The Court of Appeals reversed the Administrative Court’s ruling: “There are no legislative grounds to reject provision of the information required under those paragraphs”
18:18, November 25, 2016 | News, Own newsAs already reported, upon examining HCA Vanadzor’s appeal on compelling the National Security Service under the RA Government to provide the requested information, the Court of Administrative Appeals ruled on November 15, 2016 to reverse in part the RA Administrative Court’s judgment of March 22, 2016 by compelling the National Security Service under the RA Government to provide the information required under Para. 1.1.7 and 1.1.10 of HCA Vanadzor’s inquiry, which concern, respectively, introduction to RA the current international practices of video-recording the questionings and creating special rooms for questioning minor witnesses and victims.

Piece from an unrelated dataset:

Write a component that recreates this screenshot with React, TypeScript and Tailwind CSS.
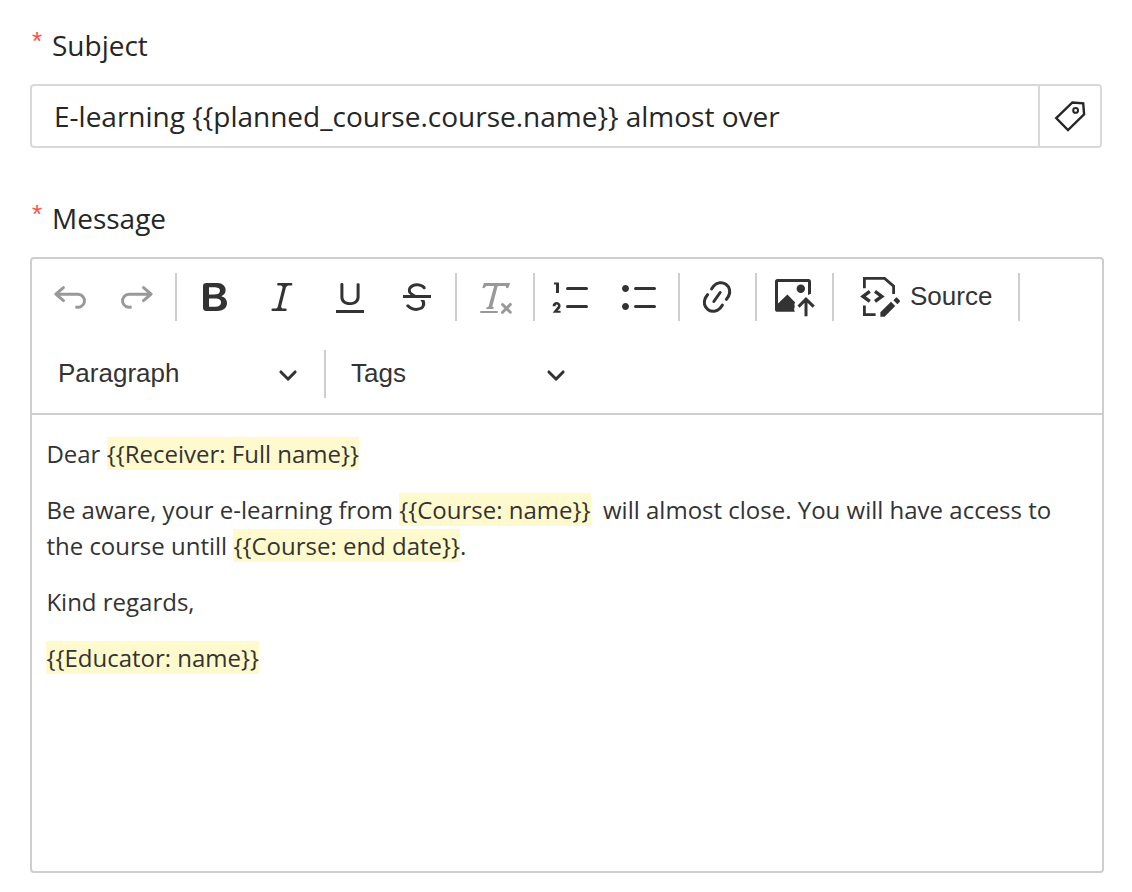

Despite the defendant’s position that the information required by the 2 paragraphs above was subject to provision, the Administrative Court nevertheless, misinterpreted the provisions of the RA Law on State and Official Secret and considered the required information to contain official secret and rejected its provision.
Moreover, in its ruling to reject HCA Vanadzor’s claim, the Administrative Court made no mention of the said paragraphs, whereas it had to refer to each paragraph separately.
In this regard, in its ruling on granting the appeal in part, the RA Court of Appeals particularly notes as follows: “As truly noted by the plaintiff party, the contested judicial act has no mention of provision of the information requested in Para. 1.1.7 and 1.1.10 of the inquiry” and then concludes that “there are no legislative grounds to reject provision of the information required under those paragraphs.”
As for the information required under the other paragraphs of the inquiry, it should be noted that it exclusively concerned the number of the trainings and courses organized by the National Security Service, the divisions that attended them, the topics of the trainings and the results of the assessment of their impact which may not be considered secret information in the sense of the RA Law on State and Official Secret and has nothing to do with the rapid-response and investigative actions and therefore cannot damage the RA security.
However, according to the Court, it is the agency possessing the information, namely the National Security Service under the RA Government that should assess the security of disclosing such information.
Thus, the Court of Appeals ruled to change the RA Administrative Court’s judgment of March 22, 2016 in terms of the information requested under Para. 1.1.7 and 1.1.10 of the inquiry and seize 7.000 AMD from the National Security Service under the RA Government in favor of HCA Vanadzor as a partial refund for the state duty paid for submitting a claim and an appeal.
The ruling of the Court of Appeals will be appealed on the part of the non-provided information before the RA Cassation Court.